Bruno Perramant was born in 1962 in Brest (France). His painting is both very erudite and very obscure. It only becomes clearer after the viewer has peeled away the layers of meaning and symbols that overlap. It is nourished by philosophy, cinema, literature, history, hagiography, as much text as image. In fact, texts, excerpts from poems, snatches of dialogue, quotes from a voice-over echoing in a film, among other types of statements, are embedded in several of her paintings, like subtitles in a film. Bruno Perramant has, for example, "adapted" scenes from documentaries or fiction into paintings.

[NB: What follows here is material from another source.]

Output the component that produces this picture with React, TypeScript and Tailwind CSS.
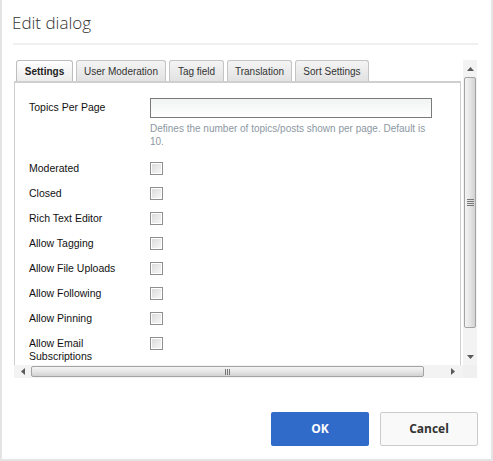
import React from "react";

const tabs = [
  { label: "Settings", w: "w-[57px]" },
  { label: "User Moderation", w: "w-[90px]" },
  { label: "Tag field", w: "w-[55px]" },
  { label: "Translation", w: "w-[65px]" },
  { label: "Sort Settings", w: "w-[74px]" },
];

const checkRows = [
  "Moderated",
  "Closed",
  "Rich Text Editor",
  "Allow Tagging",
  "Allow File Uploads",
  "Allow Following",
  "Allow Pinning",
  "Allow Email Subscriptions",
];

function Checkbox() {
  return (
    <span className="block h-[13px] w-[13px] shrink-0 border border-[#8f8f8f] bg-white p-[1px]">
      <span className="block h-full w-full bg-gradient-to-br from-[#dcdcdc] to-[#f6f6f6]" />
    </span>
  );
}

function Arrow({ dir }: { dir: "up" | "down" | "left" | "right" }) {
  const pts = {
    up: "0,4 7,4 3.5,0",
    down: "0,0 7,0 3.5,4",
    left: "4,0 4,7 0,3.5",
    right: "0,0 0,7 4,3.5",
  }[dir];
  const vertical = dir === "up" || dir === "down";
  return (
    <svg width={vertical ? 7 : 4} height={vertical ? 4 : 7} viewBox={vertical ? "0 0 7 4" : "0 0 4 7"}>
      <polygon points={pts} fill="#5a5a5a" />
    </svg>
  );
}

function VScrollbar() {
  return (
    <div className="flex h-full flex-col bg-[#f3f3f3]">
      <div className="flex h-[17px] items-center justify-center">
        <Arrow dir="up" />
      </div>
      <div className="mx-[1px] flex h-[251px] items-center justify-center rounded-[2px] border border-[#a3a3a3] bg-gradient-to-r from-[#f4f4f4] via-[#e6e6e6] to-[#d2d2d2]">
        <div className="flex flex-col gap-[1px]">
          <span className="block h-[1px] w-[7px] bg-[#777]" />
          <span className="block h-[1px] w-[7px] bg-[#777]" />
          <span className="block h-[1px] w-[7px] bg-[#777]" />
          <span className="block h-[1px] w-[7px] bg-[#777]" />
        </div>
      </div>
      <div className="flex flex-1 items-end justify-center pb-[6px]">
        <Arrow dir="down" />
      </div>
    </div>
  );
}

function HScrollbar() {
  return (
    <div className="flex h-full items-stretch bg-[#f3f3f3]">
      <div className="flex w-[17px] items-center justify-center">
        <Arrow dir="left" />
      </div>
      <div className="my-[1px] flex w-[393px] items-center justify-center rounded-[2px] border border-[#a3a3a3] bg-gradient-to-b from-[#f4f4f4] via-[#e6e6e6] to-[#d2d2d2]">
        <div className="flex gap-[1px]">
          <span className="block h-[6px] w-[1px] bg-[#777]" />
          <span className="block h-[6px] w-[1px] bg-[#777]" />
          <span className="block h-[6px] w-[1px] bg-[#777]" />
        </div>
      </div>
      <div className="flex flex-1 items-center justify-end pr-[8px]">
        <Arrow dir="right" />
      </div>
    </div>
  );
}

export default function App() {
  return (
    <div
      className="flex h-[461px] w-[493px] flex-col border-x-2 border-b-2 border-[#e4e4e4] bg-white"
      style={{ fontFamily: "'Liberation Sans', Arial, sans-serif" }}
    >
      <div className="px-[10px] pt-[11px]">
        <h1 className="text-[17px] font-light leading-[24px] text-[#333]" style={{ fontFamily: "'Open Sans', sans-serif" }}>
          Edit dialog
        </h1>
        <div className="mt-[8px] mr-[3px] ml-[1px] h-[2px] bg-[#efefef]" />
      </div>

      <div className="mt-[15px] ml-[12px] grid h-[318px] w-[463px] grid-cols-[449px_14px] grid-rows-[305px_13px]">
        <div className="flex flex-col overflow-hidden">
          <div className="flex h-[21px] items-end gap-[3px] pl-[2px]">
            {tabs.map((t, i) => (
              <div
                key={t.label}
                className={
                  i === 0
                    ? `flex h-[21px] ${t.w} items-center justify-center rounded-t-[3px] border border-b-0 border-[#bdbdbd] bg-gradient-to-b from-[#ffffff] to-[#ececec] text-[10px] font-bold text-[#222]`
                    : `flex h-[21px] ${t.w} items-center justify-center rounded-t-[3px] border border-b-0 border-[#c4c4c4] bg-gradient-to-b from-[#f4f4f4] to-[#e2e2e2] text-[10px] text-[#333]`
                }
              >
                {t.label}
              </div>
            ))}
          </div>
          <div className="mr-[2px] flex-1 border-t-2 border-l border-r border-[#cfcfcf] pt-[15px] pl-[14px] text-[10.5px] text-[#111]">
            <div className="flex">
              <div className="w-[121px] pt-[3px] leading-[13px]">Topics Per Page</div>
              <div className="w-[282px]">
                <div className="h-[20px] border border-[#7a7a7a] bg-gradient-to-b from-[#f1f3f3] to-white" />
                <p className="mt-[4px] text-[10px] leading-[13px] text-[#8d98a3]">
                  Defines the number of topics/posts shown per page. Default is 10.
                </p>
              </div>
            </div>
            <div className="mt-[8px] flex flex-col">
              {checkRows.map((r) => (
                <div key={r} className="flex h-[25px] items-start pt-[6px]">
                  <div className="w-[121px] pr-[20px] leading-[13px]">{r}</div>
                  <Checkbox />
                </div>
              ))}
            </div>
          </div>
        </div>
        <VScrollbar />
        <HScrollbar />
        <div className="bg-[#f0f0f0]" />
      </div>

      <div className="mt-[34px] flex justify-end gap-[11px] pr-[13px]" style={{ fontFamily: "'Open Sans', sans-serif" }}>
        <button className="h-[34px] w-[98px] rounded-[2px] bg-[#316bc9] text-[12px] font-bold text-white">OK</button>
        <button className="h-[34px] w-[98px] rounded-[2px] border border-[#cccccc] bg-[#f9f9f9] text-[12px] font-bold text-[#333]">
          Cancel
        </button>
      </div>
    </div>
  );
}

In his latest work, he is particularly interested in a funereal imagery in the form of masquerade. In the Meessen De Clercq Gallery, two pivotal works form the centre of gravity of the exhibition. In his large polyptych Eatro delle arti, black has been given as much importance as the painter could muster, even to the point of monochrome. The four black canvases seem to act as pedestals for the four wrapped monuments that stand above them.

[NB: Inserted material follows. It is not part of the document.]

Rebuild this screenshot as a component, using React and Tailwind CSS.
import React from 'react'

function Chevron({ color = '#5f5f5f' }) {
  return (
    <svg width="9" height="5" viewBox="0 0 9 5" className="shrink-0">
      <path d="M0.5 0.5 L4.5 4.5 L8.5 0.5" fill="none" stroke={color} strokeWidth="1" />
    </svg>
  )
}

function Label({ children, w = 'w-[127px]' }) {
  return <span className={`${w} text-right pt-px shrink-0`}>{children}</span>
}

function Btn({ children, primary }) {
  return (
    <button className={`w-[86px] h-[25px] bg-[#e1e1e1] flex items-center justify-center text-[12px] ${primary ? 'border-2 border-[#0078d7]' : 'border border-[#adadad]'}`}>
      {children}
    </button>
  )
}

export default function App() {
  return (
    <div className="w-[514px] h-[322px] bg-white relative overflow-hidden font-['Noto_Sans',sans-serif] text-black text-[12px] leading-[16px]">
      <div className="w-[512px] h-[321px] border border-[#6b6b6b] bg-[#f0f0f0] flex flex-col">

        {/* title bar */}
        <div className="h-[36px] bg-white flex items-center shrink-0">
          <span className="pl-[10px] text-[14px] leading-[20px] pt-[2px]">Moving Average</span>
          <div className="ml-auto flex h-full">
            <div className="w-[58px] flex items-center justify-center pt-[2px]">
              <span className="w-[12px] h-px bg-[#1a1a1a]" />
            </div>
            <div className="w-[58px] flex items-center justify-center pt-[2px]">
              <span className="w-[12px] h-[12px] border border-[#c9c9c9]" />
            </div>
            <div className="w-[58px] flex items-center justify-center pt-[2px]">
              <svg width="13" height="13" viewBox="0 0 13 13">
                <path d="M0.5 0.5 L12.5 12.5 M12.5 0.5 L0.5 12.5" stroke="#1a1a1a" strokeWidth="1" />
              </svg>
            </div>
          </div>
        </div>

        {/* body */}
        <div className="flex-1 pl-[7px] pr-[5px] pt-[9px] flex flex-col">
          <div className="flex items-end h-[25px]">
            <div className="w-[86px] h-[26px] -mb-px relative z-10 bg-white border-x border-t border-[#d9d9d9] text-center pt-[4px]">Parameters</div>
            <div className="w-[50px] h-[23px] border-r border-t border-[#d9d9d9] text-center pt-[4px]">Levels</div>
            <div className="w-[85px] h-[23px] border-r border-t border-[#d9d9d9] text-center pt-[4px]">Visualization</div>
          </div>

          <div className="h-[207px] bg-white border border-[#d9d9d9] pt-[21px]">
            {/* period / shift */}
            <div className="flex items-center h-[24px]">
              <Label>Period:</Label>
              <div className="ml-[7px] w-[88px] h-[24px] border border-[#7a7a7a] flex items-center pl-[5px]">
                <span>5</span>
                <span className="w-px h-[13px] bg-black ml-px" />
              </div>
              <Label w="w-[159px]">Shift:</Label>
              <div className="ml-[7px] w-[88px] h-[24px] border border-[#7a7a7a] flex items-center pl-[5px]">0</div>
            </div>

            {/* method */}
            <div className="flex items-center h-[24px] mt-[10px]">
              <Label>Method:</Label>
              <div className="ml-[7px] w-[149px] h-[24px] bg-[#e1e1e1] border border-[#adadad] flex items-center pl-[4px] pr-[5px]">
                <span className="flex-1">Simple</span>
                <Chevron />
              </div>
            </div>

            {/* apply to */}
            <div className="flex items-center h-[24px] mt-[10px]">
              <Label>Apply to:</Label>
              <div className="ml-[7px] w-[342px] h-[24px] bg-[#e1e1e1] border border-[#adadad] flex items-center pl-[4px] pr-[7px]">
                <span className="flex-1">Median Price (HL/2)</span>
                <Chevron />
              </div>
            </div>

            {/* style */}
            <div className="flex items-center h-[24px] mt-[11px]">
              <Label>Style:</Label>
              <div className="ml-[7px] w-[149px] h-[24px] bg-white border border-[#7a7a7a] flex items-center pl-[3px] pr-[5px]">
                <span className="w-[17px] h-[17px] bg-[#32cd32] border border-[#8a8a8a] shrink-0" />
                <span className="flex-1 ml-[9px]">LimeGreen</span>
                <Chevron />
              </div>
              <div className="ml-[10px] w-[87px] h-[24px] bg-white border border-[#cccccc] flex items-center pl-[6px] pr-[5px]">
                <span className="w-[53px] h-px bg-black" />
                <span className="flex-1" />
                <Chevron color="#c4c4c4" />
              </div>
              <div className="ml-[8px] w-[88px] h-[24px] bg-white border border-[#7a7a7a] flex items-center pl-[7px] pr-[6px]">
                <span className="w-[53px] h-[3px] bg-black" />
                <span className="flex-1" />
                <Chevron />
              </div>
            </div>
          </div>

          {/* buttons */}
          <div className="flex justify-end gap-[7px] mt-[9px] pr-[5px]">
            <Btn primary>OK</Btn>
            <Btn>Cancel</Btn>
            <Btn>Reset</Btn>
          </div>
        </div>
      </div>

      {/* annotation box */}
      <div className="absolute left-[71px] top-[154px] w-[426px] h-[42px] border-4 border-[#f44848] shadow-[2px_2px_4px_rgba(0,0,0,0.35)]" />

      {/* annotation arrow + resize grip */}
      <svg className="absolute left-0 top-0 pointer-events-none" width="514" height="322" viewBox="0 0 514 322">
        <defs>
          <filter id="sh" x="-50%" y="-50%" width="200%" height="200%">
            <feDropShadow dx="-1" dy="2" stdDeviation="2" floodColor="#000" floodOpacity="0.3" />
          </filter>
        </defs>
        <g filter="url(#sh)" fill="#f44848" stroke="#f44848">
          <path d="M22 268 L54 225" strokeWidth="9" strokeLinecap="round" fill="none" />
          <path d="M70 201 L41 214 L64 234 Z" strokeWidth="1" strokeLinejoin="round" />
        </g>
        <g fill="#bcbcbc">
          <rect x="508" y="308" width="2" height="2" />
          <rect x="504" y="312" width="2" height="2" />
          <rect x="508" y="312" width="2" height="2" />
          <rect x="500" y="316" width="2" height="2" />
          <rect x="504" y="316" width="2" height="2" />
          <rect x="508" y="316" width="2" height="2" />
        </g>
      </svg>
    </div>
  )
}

In his diptych The Instructor, Bruno Perramant is interested in the relationship between the spectrum and light. This theme allows him to use colour in a complex way and to question the space surrounding the painted forms.

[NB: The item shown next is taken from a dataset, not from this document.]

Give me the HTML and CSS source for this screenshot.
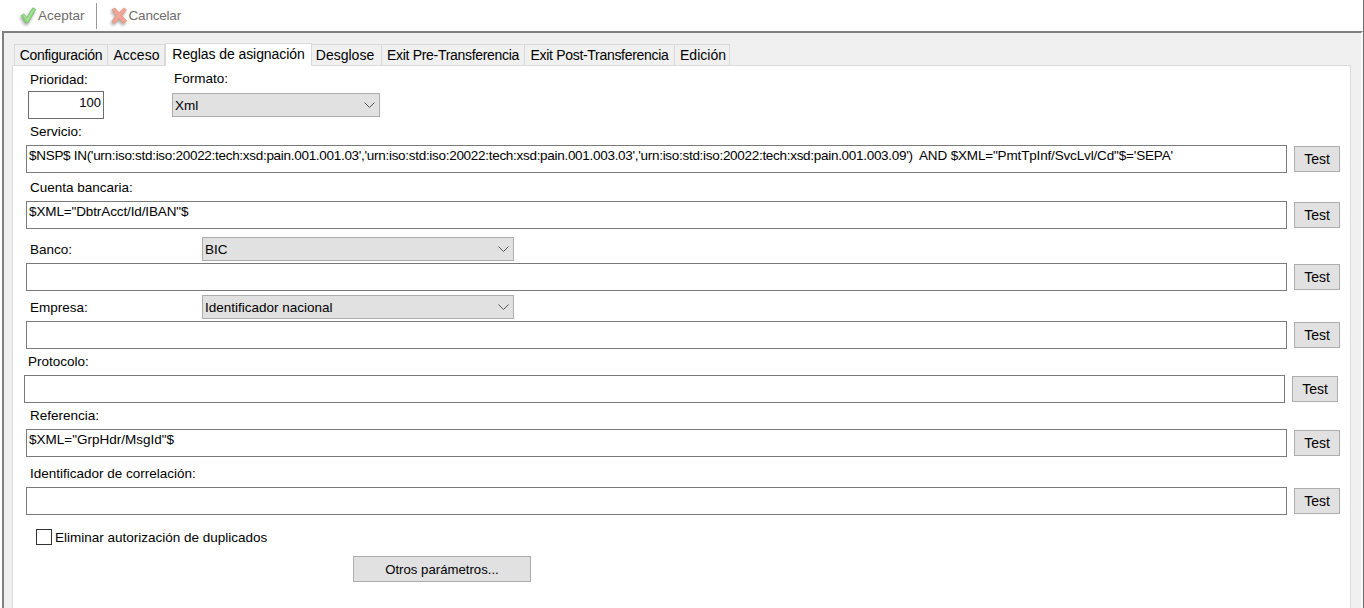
FILE: index.html
```html
<!DOCTYPE html>
<html lang="es">
<head>
<meta charset="utf-8">
<title>Reglas de asignación</title>
<link rel="stylesheet" href="styles.css">
</head>
<body>
<div class="toolbar">
  <span class="tool">
    <svg class="icon" width="18" height="19" viewBox="0 0 18 19"><path d="M2.200 9.500L5 7.800 7.800 11.500 13.800 1.800 16.800 3.300 9.300 16.800H6.700z" fill="#8ed27c" stroke="#79b96b" stroke-width=".7" stroke-linejoin="round"/><path d="M4 9.300l1-.6 3 4L14.300 3l1 .5-6.800 11.800z" fill="#a9e59a"/></svg>
    Aceptar
  </span>
  <span class="tool-sep"></span>
  <span class="tool tool-cancel">
    <svg class="icon" width="18" height="19" viewBox="0 0 18 19"><path d="M1.800 3.800L5 2 9.300 6.800 13.800 2 16.500 3.800 11.800 9.500 16.800 15 13.500 17.500 9 12.500 4.800 17.500 1.800 15.300 6.500 9.500z" fill="#f2a594" stroke="#e38f7c" stroke-width=".7" stroke-linejoin="round"/></svg>
    Cancelar
  </span>
</div>
<div class="window">
  <div class="tabs">
    <span class="tab t1">Configuración</span>
    <span class="tab t2">Acceso</span>
    <span class="tab active">Reglas de asignación</span>
    <span class="tab t4">Desglose</span>
    <span class="tab t5">Exit Pre-Transferencia</span>
    <span class="tab t6">Exit Post-Transferencia</span>
    <span class="tab t7">Edición</span>
  </div>
  <div class="panel">
    <div class="top-row">
      <div class="col-pri">
        <div class="lbl">Prioridad:</div>
        <div class="pri-box">100</div>
      </div>
      <div class="col-fmt">
        <div class="lbl">Formato:</div>
        <div class="select sel-fmt">Xml<svg class="chev" width="11" height="6" viewBox="0 0 11 6"><path d="M.5.5l5 5 5-5" fill="none" stroke="#555"/></svg></div>
      </div>
    </div>

    <div class="lbl lbl-row">Servicio:</div>
    <div class="field-row">
      <div class="input"><span class="narrow">$NSP$ IN('urn:iso:std:iso:20022:tech:xsd:pain.001.001.03','urn:iso:std:iso:20022:tech:xsd:pain.001.003.03','urn:iso:std:iso:20022:tech:xsd:pain.001.003.09')&nbsp;</span><span class="wide"> AND $XML="PmtTpInf/SvcLvl/Cd"$='SEPA'</span></div>
      <div class="btn btn-test">Test</div>
    </div>

    <div class="lbl lbl-row gap-7">Cuenta bancaria:</div>
    <div class="field-row">
      <div class="input"><span class="tighter">$XML="DbtrAcct/Id/IBAN"$</span></div>
      <div class="btn btn-test">Test</div>
    </div>

    <div class="sel-row gap-8">
      <div class="lbl sel-lbl">Banco:</div>
      <div class="select sel-wide">BIC<svg class="chev" width="11" height="6" viewBox="0 0 11 6"><path d="M.5.5l5 5 5-5" fill="none" stroke="#555"/></svg></div>
    </div>
    <div class="field-row tight">
      <div class="input"></div>
      <div class="btn btn-test">Test</div>
    </div>

    <div class="sel-row gap-4">
      <div class="lbl sel-lbl">Empresa:</div>
      <div class="select sel-wide">Identificador nacional<svg class="chev" width="11" height="6" viewBox="0 0 11 6"><path d="M.5.5l5 5 5-5" fill="none" stroke="#555"/></svg></div>
    </div>
    <div class="field-row tight">
      <div class="input"></div>
      <div class="btn btn-test">Test</div>
    </div>

    <div class="lbl lbl-row l-proto gap-5">Protocolo:</div>
    <div class="field-row shifted">
      <div class="input"></div>
      <div class="btn btn-test">Test</div>
    </div>

    <div class="lbl lbl-row gap-5">Referencia:</div>
    <div class="field-row">
      <div class="input">$XML="GrpHdr/MsgId"$</div>
      <div class="btn btn-test">Test</div>
    </div>

    <div class="lbl lbl-row gap-9">Identificador de correlación:</div>
    <div class="field-row">
      <div class="input"></div>
      <div class="btn btn-test">Test</div>
    </div>

    <div class="check-row"><span class="checkbox"></span><span>Eliminar autorización de duplicados</span></div>
    <div class="btn btn-more">Otros parámetros...</div>
  </div>
</div>
</body>
</html>
```
FILE: styles.css
```css
* { box-sizing: border-box; }
html, body { margin: 0; padding: 0; height: 100%; overflow: hidden; }
body { width: 1364px; height: 608px; background: #fff; border-right: 1px solid #6e6e6e; font-family: "Liberation Sans", Arial, sans-serif; font-size: 13.5px; color: #000; }
.toolbar { height: 31px; display: flex; align-items: center; padding-left: 19px; color: #6d6d6d; }
.tool { display: flex; align-items: center; }
.tool-cancel { letter-spacing: -.2px; }
.icon { margin-right: 1px; filter: drop-shadow(-1px 2px 1.5px rgba(0, 0, 0, .35)); }
.tool-sep { width: 1px; height: 26px; background: #999; margin: 0 13px 0 11px; }
.window { height: 577px; margin-left: 2px; border: 2px solid #808080; border-bottom: 0; border-right: 2px solid #f8f8f8; background: #f0f0f0; padding: 10px 10px 0 8px; overflow: hidden; }
.tabs { display: flex; height: 22px; align-items: flex-end; padding-left: 2px; font-size: 14px; }
.tab { height: 21px; line-height: 21px; text-align: center; border: 1px solid #d9d9d9; border-left: 0; border-bottom: 0; white-space: nowrap; }
.t1 { width: 94px; border-left: 1px solid #d9d9d9; letter-spacing: -.3px; }
.t2 { width: 57px; padding-left: 1px; }
.active { width: 147px; height: 23px; background: #fff; border-left: 1px solid #d9d9d9; margin-bottom: -1px; position: relative; line-height: 20px; z-index: 1; letter-spacing: -.08px; }
.t4 { width: 70px; padding-right: 3px; }
.t5 { width: 143px; letter-spacing: -.3px; }
.t6 { width: 150px; letter-spacing: -.3px; }
.t7 { width: 55px; padding-left: 2px; }
.panel { height: 544px; background: #fff; border: 1px solid #d9d9d9; border-bottom: 0; padding: 0 0 0 13px; }
.top-row { display: flex; height: 58px; padding-left: 2px; }
.col-pri { width: 144px; padding-top: 6px; }
.col-pri .lbl { padding-left: 2px; }
.col-fmt { padding-top: 5px; }
.col-fmt .lbl { padding-left: 2px; }
.lbl { height: 15px; line-height: 15px; white-space: nowrap; }
.pri-box { width: 76px; height: 28px; border: 1px solid #6e6e6e; margin-top: 4px; text-align: right; padding-right: 2px; line-height: 21px; font-size: 13px; }
.select { position: relative; height: 24px; line-height: 23px; background: #e1e1e1; border: 1px solid #adadad; padding-left: 2px; }
.sel-fmt { width: 208px; margin-top: 7px; }
.sel-wide { width: 312px; }
.chev { position: absolute; right: 4px; top: 8px; }
.lbl-row { padding-left: 4px; }
.l-proto { padding-left: 2px; }
.gap-4 { margin-top: 4px; }
.gap-5 { margin-top: 5px; }
.gap-7 { margin-top: 7px; }
.gap-8 { margin-top: 8px; }
.gap-9 { margin-top: 9px; }
.field-row { display: flex; align-items: center; gap: 7px; margin-top: 6px; }
.field-row.tight { margin-top: 2px; }
.field-row.shifted { margin-left: -2px; }
.input { width: 1261px; height: 28px; border: 1px solid #7a7a7a; padding-left: 2px; line-height: 20px; white-space: nowrap; overflow: hidden; background: #fff; }
.narrow { letter-spacing: -.294px; }
.wide { letter-spacing: -.16px; }
.tighter { letter-spacing: -.12px; }
.btn { background: #e1e1e1; border: 1px solid #adadad; text-align: center; }
.btn-test { width: 46px; height: 26px; line-height: 25px; font-size: 14px; }
.sel-row { display: flex; align-items: center; }
.sel-lbl { width: 176px; padding-left: 4px; }
.check-row { display: flex; align-items: center; margin-left: 10px; margin-top: 14px; }
.checkbox { width: 16px; height: 16px; border: 1px solid #333; background: #fff; margin-right: 3px; }
.btn-more { width: 178px; height: 26px; line-height: 25px; margin: 11px 0 0 327px; font-size: 13.2px; }
```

The vibration of the brushstrokes gives his paintings a musicality and a breath of fresh air. This effect is evident in the diptych Vents contraires.
Some works call up other images, such as the canvas JRSLM, which brings to mind "fearful dogs that have no shelter [and that] silently follow dissatisfied men who struggle to live" (Rainer Maria Rilke, The Book of Poverty and Death). The painting Grotto No. 2 is also one of those works that act in sequence and trace a tree of meanings.
In each work, the tension is palpable but equivocal; the tumult answers silence, the darkness answers the luminous nimbus. In Bruno Perramant's work, night is not just the absence of light. It is a captivating void.